__Dataset records__.

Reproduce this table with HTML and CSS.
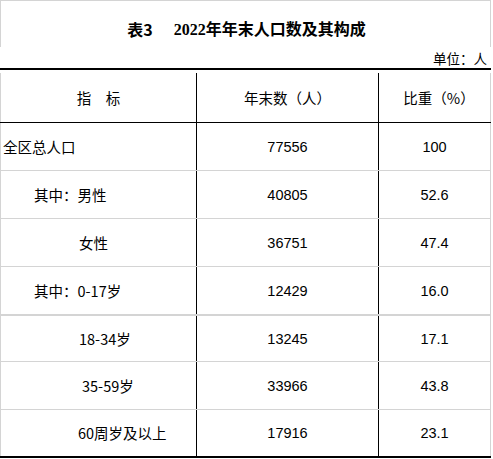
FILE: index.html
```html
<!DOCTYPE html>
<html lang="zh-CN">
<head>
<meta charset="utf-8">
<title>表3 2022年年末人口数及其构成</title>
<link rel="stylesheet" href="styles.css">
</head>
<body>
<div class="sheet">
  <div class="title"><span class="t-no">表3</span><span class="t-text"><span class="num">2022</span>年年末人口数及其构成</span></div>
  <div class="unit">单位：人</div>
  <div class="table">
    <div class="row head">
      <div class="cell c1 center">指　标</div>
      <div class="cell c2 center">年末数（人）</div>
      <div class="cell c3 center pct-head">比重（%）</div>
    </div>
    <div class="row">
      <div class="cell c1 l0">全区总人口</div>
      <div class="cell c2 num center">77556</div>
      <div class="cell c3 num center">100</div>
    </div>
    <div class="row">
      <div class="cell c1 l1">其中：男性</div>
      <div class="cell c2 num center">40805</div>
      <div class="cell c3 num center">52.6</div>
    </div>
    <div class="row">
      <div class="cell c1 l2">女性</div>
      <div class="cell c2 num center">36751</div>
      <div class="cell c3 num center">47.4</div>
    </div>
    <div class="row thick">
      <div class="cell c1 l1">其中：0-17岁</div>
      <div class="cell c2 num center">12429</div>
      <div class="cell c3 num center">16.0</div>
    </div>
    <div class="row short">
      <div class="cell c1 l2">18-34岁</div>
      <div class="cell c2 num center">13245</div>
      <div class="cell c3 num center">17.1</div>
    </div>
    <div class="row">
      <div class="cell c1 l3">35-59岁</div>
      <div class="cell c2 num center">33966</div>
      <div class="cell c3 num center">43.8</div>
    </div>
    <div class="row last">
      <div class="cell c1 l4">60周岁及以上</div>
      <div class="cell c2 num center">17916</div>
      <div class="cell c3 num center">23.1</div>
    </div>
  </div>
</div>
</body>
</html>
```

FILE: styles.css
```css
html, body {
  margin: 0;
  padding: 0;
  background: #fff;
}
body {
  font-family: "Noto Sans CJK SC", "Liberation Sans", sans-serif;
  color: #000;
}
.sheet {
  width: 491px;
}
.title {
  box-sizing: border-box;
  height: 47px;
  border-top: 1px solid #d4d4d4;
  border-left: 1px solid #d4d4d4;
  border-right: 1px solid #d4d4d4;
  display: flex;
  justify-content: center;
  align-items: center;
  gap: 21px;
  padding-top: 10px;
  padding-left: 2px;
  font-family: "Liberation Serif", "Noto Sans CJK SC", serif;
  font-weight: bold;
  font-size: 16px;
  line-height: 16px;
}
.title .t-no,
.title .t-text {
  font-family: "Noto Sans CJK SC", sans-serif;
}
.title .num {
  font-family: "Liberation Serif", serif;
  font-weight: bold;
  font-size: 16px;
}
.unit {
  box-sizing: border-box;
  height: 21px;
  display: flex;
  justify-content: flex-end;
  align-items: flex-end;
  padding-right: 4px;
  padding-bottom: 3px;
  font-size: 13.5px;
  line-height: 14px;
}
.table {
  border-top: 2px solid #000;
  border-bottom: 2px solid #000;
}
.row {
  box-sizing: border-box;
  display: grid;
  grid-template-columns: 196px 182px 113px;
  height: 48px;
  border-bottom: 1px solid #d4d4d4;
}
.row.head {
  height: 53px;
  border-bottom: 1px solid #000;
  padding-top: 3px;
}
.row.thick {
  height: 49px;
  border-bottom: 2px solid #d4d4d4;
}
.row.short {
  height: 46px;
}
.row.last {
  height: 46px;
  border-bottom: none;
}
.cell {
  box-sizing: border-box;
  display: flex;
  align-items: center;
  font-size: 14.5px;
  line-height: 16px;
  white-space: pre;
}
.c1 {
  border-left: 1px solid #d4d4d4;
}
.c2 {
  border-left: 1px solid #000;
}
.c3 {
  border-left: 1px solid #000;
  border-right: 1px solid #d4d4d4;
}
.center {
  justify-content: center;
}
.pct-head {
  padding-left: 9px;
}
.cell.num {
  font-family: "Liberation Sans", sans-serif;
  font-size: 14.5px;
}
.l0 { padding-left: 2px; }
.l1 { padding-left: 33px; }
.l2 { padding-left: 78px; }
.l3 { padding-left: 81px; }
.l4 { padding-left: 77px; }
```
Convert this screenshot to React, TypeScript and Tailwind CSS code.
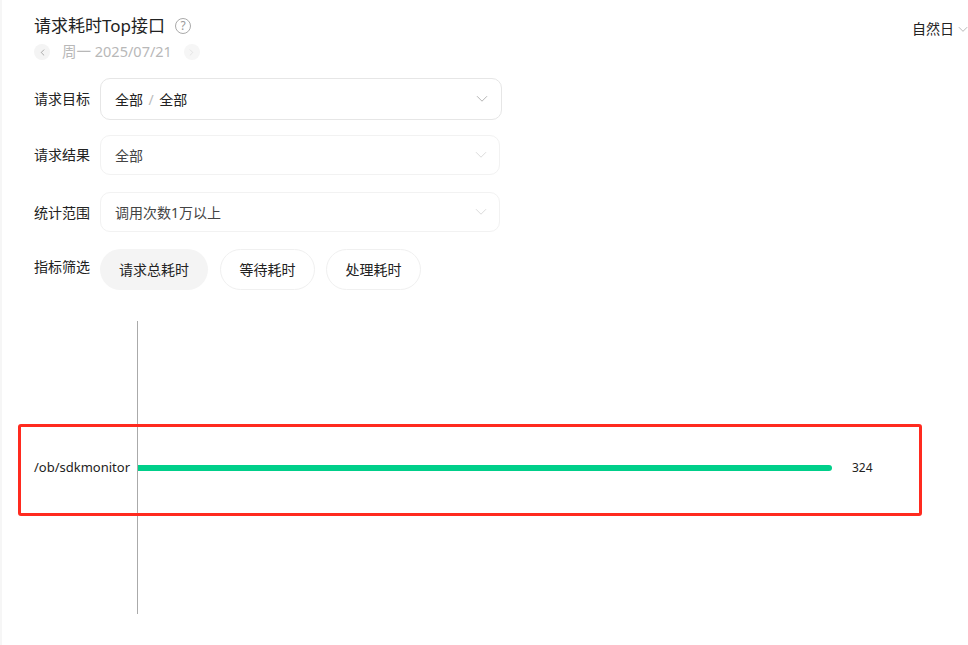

__What is asked__. Exactly reproduce the entries above, minus the pictures.

__Solution to the problem__.
Reproduce this table with HTML and CSS.
FILE: index.html
```html
<!DOCTYPE html>
<html lang="zh-CN">
<head>
<meta charset="utf-8">
<title>表3 2022年年末人口数及其构成</title>
<link rel="stylesheet" href="styles.css">
</head>
<body>
<div class="sheet">
  <div class="title"><span class="t-no">表3</span><span class="t-text"><span class="num">2022</span>年年末人口数及其构成</span></div>
  <div class="unit">单位：人</div>
  <div class="table">
    <div class="row head">
      <div class="cell c1 center">指　标</div>
      <div class="cell c2 center">年末数（人）</div>
      <div class="cell c3 center pct-head">比重（%）</div>
    </div>
    <div class="row">
      <div class="cell c1 l0">全区总人口</div>
      <div class="cell c2 num center">77556</div>
      <div class="cell c3 num center">100</div>
    </div>
    <div class="row">
      <div class="cell c1 l1">其中：男性</div>
      <div class="cell c2 num center">40805</div>
      <div class="cell c3 num center">52.6</div>
    </div>
    <div class="row">
      <div class="cell c1 l2">女性</div>
      <div class="cell c2 num center">36751</div>
      <div class="cell c3 num center">47.4</div>
    </div>
    <div class="row thick">
      <div class="cell c1 l1">其中：0-17岁</div>
      <div class="cell c2 num center">12429</div>
      <div class="cell c3 num center">16.0</div>
    </div>
    <div class="row short">
      <div class="cell c1 l2">18-34岁</div>
      <div class="cell c2 num center">13245</div>
      <div class="cell c3 num center">17.1</div>
    </div>
    <div class="row">
      <div class="cell c1 l3">35-59岁</div>
      <div class="cell c2 num center">33966</div>
      <div class="cell c3 num center">43.8</div>
    </div>
    <div class="row last">
      <div class="cell c1 l4">60周岁及以上</div>
      <div class="cell c2 num center">17916</div>
      <div class="cell c3 num center">23.1</div>
    </div>
  </div>
</div>
</body>
</html>
```

FILE: styles.css
```css
html, body {
  margin: 0;
  padding: 0;
  background: #fff;
}
body {
  font-family: "Noto Sans CJK SC", "Liberation Sans", sans-serif;
  color: #000;
}
.sheet {
  width: 491px;
}
.title {
  box-sizing: border-box;
  height: 47px;
  border-top: 1px solid #d4d4d4;
  border-left: 1px solid #d4d4d4;
  border-right: 1px solid #d4d4d4;
  display: flex;
  justify-content: center;
  align-items: center;
  gap: 21px;
  padding-top: 10px;
  padding-left: 2px;
  font-family: "Liberation Serif", "Noto Sans CJK SC", serif;
  font-weight: bold;
  font-size: 16px;
  line-height: 16px;
}
.title .t-no,
.title .t-text {
  font-family: "Noto Sans CJK SC", sans-serif;
}
.title .num {
  font-family: "Liberation Serif", serif;
  font-weight: bold;
  font-size: 16px;
}
.unit {
  box-sizing: border-box;
  height: 21px;
  display: flex;
  justify-content: flex-end;
  align-items: flex-end;
  padding-right: 4px;
  padding-bottom: 3px;
  font-size: 13.5px;
  line-height: 14px;
}
.table {
  border-top: 2px solid #000;
  border-bottom: 2px solid #000;
}
.row {
  box-sizing: border-box;
  display: grid;
  grid-template-columns: 196px 182px 113px;
  height: 48px;
  border-bottom: 1px solid #d4d4d4;
}
.row.head {
  height: 53px;
  border-bottom: 1px solid #000;
  padding-top: 3px;
}
.row.thick {
  height: 49px;
  border-bottom: 2px solid #d4d4d4;
}
.row.short {
  height: 46px;
}
.row.last {
  height: 46px;
  border-bottom: none;
}
.cell {
  box-sizing: border-box;
  display: flex;
  align-items: center;
  font-size: 14.5px;
  line-height: 16px;
  white-space: pre;
}
.c1 {
  border-left: 1px solid #d4d4d4;
}
.c2 {
  border-left: 1px solid #000;
}
.c3 {
  border-left: 1px solid #000;
  border-right: 1px solid #d4d4d4;
}
.center {
  justify-content: center;
}
.pct-head {
  padding-left: 9px;
}
.cell.num {
  font-family: "Liberation Sans", sans-serif;
  font-size: 14.5px;
}
.l0 { padding-left: 2px; }
.l1 { padding-left: 33px; }
.l2 { padding-left: 78px; }
.l3 { padding-left: 81px; }
.l4 { padding-left: 77px; }
```
Convert this screenshot to React, TypeScript and Tailwind CSS code.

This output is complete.